Call it a clean bill of health.
Health-care stocks are poised to win out in the next leg of the ever-raging battle between growth and value that has played out for decades in the stock market, says Christian Fromhertz, founder and CEO of Tribeca Trade Group.
Value plays, tracked in part by the iShares S&P 500 Value ETF (IVE), have made a sustained comeback in recent months, with the IVE touching a 52-week high on Tuesday and beating the S&P 500’s performance for 2019.
“Market breadth is extremely strong across all equities,” Fromhertz, who has over 15 years of industry experience, said Tuesday on CNBC’s “Trading Nation.” “And what we’re seeing … in health care is, really, the group is starting to fire on all cylinders.”

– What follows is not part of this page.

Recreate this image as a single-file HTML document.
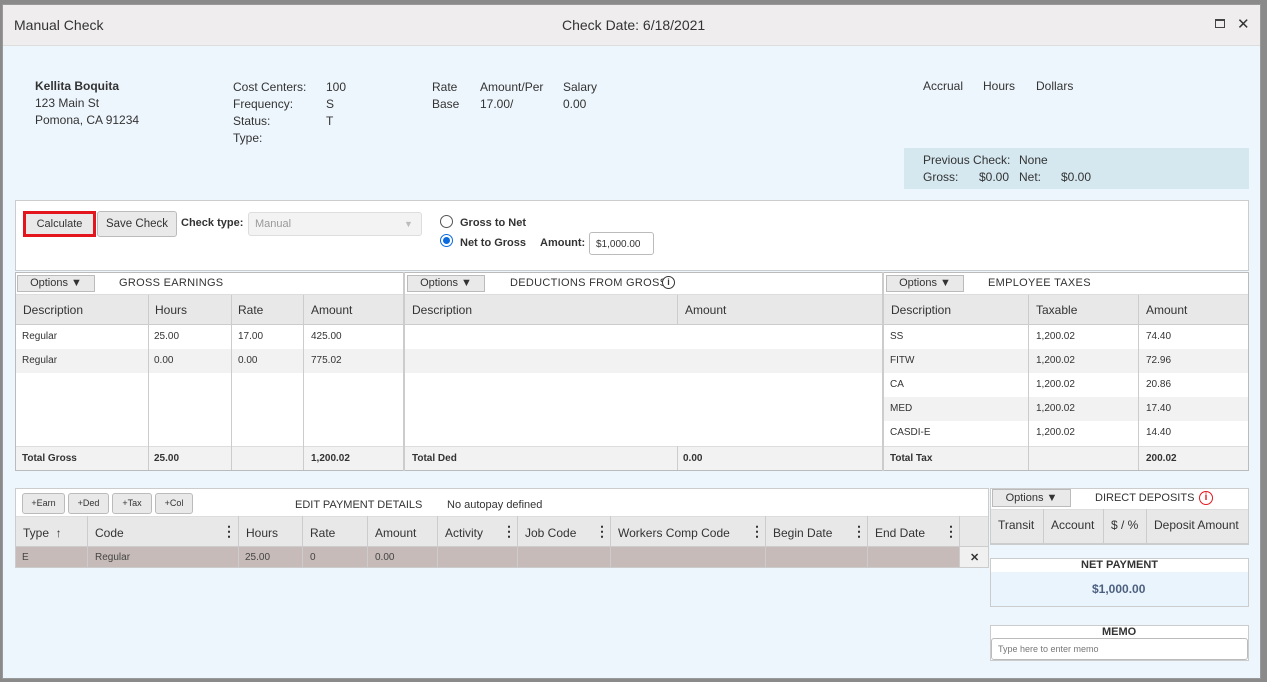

In particular, Fromhertz focused on the Health Care Select Sector SPDR Fund (XLV), which holds shares of 61 of the S&P’s largest companies across the health insurance, biotechnology, pharmaceutical, equipment, medical device and life science subsectors.
What made him even more bullish was the XLV’s performance relative to the high-growth iShares U.S. Medical Devices ETF (IHI). The recent upturn in the ratio means the broader health-care group is catching up to one of its best-performing subsectors, a positive move that likely improves health-care’s near-term prospects, he said.
“The whole group is starting to shift up,” Fromhertz said. “What I like about the ETF … [is] it captures both value and growth in there. So, really, as we’re seeing a see-saw back and forth between the two, I think this is a great way to play it.”
From the more stable, slower growers like Merck and Eli Lilly to the more growth-prone plays like Thermo Fisher Scientific and AbbVie, the XLV can give investors exposure to a quality blend of value and growth stocks, and it can do so on the cheap, Fromhertz said.
“The options market is a great way to play it,” he said. “You can go out to the January … at-the-money calls, which are right around $96 right now” in the XLV.
Why options? First, the XLV’s implied volatility, which affects option prices based on how much a given stock is expected to swing over time, “is super cheap” vis-a-vis its more selective counterparts, Fromhertz said. The SPDR S&P Biotech ETF (XBI), for one, is twice as expensive on an implied-volatility basis.
And when it comes to what many see as the biggest risk to the health-care trade — the 2020 presidential elections — Fromhertz said his suggested options bet provides a good hedge.
“That’s the biggest risk when you talk about health care and biotech, because they tend to move together,” he said. “I think the option trade is the right way to play [it]. This way, you’re limited to the downside by the premium that you’re investing in the trade.”
The XLV, IHI and XBI all closed less than 1% higher on Tuesday.
Disclosure: Fromhertz owns shares of XLV and IHI.